TASK TO COMPLETE: Check each line of the listing, and copy it if it contains the word "this".

DATA:

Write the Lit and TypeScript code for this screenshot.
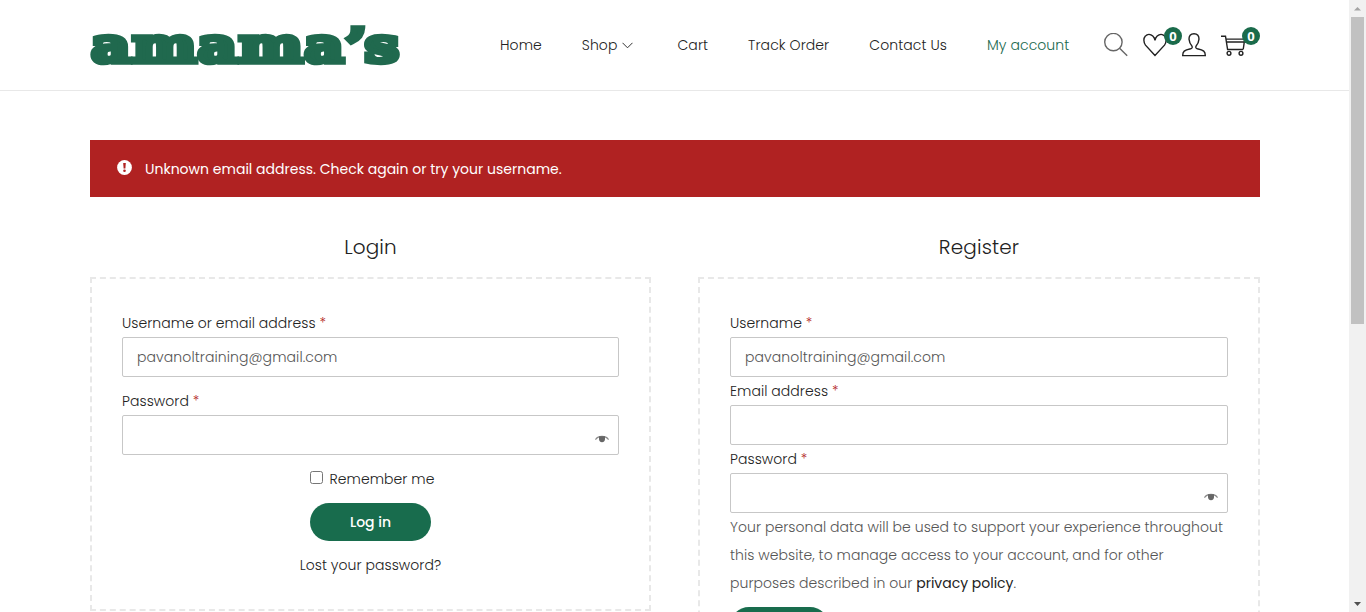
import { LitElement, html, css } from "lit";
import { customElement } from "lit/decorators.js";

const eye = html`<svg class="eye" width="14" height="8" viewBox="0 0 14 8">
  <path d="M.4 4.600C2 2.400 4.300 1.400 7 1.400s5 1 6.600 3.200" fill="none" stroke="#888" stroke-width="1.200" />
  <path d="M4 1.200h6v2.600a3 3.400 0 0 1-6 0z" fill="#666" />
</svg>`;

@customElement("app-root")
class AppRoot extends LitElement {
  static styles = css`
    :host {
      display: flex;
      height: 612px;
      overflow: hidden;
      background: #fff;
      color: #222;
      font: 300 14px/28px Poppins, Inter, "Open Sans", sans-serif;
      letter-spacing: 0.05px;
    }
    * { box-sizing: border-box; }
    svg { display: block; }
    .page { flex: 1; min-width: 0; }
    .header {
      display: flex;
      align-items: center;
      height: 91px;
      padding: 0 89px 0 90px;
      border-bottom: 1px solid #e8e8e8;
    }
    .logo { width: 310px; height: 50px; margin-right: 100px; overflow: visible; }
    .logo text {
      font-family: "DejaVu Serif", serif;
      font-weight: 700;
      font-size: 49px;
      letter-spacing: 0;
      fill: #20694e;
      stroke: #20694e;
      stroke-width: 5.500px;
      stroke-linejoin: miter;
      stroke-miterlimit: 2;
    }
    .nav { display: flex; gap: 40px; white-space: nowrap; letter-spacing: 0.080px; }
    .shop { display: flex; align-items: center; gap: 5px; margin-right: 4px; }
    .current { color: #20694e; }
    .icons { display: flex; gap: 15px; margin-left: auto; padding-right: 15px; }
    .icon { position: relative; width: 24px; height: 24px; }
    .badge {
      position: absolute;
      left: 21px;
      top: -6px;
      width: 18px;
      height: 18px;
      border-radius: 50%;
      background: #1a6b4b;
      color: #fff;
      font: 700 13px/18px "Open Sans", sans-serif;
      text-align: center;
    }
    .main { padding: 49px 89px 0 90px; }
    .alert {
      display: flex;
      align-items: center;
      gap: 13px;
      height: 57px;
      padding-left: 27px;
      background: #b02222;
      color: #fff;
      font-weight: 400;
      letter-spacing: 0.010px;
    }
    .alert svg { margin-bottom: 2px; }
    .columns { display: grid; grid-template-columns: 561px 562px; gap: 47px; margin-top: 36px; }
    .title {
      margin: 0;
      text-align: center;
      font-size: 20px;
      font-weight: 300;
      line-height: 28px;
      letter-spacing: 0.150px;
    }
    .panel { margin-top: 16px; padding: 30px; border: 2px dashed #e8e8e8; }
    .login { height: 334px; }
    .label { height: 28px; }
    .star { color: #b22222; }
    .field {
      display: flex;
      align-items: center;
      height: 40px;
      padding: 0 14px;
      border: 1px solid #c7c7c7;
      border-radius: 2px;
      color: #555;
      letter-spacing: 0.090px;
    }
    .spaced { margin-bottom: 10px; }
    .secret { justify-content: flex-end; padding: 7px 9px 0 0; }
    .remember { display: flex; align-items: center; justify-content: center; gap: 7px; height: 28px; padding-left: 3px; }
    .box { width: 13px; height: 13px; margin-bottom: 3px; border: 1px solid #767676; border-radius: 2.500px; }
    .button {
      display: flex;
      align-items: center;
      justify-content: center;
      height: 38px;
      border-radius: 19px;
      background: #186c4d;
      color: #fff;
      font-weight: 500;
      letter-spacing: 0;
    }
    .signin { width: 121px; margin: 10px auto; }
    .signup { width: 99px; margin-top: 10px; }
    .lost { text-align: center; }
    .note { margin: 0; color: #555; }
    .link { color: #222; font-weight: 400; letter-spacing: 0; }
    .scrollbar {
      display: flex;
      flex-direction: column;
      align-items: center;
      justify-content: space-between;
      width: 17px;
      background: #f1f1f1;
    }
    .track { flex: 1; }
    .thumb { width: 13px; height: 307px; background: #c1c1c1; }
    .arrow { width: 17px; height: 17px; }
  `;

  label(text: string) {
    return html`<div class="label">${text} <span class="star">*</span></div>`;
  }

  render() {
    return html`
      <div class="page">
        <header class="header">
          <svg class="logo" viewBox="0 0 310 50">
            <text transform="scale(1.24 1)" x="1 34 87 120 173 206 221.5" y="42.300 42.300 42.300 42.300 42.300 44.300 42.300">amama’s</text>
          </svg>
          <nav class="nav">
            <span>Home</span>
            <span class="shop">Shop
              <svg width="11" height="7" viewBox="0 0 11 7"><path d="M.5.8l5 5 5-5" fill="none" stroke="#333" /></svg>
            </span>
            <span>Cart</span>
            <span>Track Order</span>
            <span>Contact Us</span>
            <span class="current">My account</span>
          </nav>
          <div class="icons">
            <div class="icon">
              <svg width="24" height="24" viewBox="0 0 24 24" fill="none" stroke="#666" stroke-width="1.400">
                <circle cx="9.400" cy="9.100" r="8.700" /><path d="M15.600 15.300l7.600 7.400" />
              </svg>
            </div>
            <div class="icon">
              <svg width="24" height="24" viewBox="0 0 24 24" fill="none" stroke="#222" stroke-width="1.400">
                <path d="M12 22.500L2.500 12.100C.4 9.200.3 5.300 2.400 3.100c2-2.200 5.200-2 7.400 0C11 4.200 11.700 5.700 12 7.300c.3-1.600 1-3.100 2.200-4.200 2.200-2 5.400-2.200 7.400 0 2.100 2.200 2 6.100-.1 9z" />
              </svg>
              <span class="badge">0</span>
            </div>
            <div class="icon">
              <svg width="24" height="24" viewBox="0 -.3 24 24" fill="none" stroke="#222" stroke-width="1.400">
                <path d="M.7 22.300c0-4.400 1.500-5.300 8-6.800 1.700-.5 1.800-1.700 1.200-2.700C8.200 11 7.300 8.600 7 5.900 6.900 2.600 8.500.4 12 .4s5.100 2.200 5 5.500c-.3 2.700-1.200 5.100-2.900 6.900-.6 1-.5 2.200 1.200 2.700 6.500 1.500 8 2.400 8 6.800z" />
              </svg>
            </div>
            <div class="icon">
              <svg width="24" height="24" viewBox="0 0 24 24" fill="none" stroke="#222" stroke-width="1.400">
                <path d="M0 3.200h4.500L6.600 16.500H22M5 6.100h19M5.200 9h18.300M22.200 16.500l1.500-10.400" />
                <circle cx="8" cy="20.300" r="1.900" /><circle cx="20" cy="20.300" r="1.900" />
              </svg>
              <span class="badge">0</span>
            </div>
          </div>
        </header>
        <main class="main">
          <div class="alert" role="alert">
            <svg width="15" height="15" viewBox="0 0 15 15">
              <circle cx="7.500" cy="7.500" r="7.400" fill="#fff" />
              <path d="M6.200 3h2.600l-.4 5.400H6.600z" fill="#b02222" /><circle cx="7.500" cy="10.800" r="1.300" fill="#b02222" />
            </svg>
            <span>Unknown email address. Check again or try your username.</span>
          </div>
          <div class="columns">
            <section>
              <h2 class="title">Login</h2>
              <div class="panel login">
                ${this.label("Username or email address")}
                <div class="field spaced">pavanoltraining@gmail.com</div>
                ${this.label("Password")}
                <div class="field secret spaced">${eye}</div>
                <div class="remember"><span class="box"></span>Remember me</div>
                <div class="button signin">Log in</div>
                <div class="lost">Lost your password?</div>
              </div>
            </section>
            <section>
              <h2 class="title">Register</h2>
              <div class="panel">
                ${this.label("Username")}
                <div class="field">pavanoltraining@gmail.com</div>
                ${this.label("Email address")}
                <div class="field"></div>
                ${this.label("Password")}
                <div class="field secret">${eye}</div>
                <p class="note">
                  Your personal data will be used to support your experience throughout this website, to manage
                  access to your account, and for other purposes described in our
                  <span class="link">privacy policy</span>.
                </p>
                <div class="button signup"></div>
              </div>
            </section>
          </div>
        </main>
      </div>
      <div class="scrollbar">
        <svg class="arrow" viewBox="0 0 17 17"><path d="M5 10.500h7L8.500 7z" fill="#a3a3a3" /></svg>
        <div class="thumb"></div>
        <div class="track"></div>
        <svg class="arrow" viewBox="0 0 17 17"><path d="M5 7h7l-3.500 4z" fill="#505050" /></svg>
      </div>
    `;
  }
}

EXERCISE RESPONSE:
Write the Lit and TypeScript code for this screenshot.
                ${this.label("Username or email address")}
                ${this.label("Password")}
                ${this.label("Username")}
                ${this.label("Email address")}
                ${this.label("Password")}
                  Your personal data will be used to support your experience throughout this website, to manage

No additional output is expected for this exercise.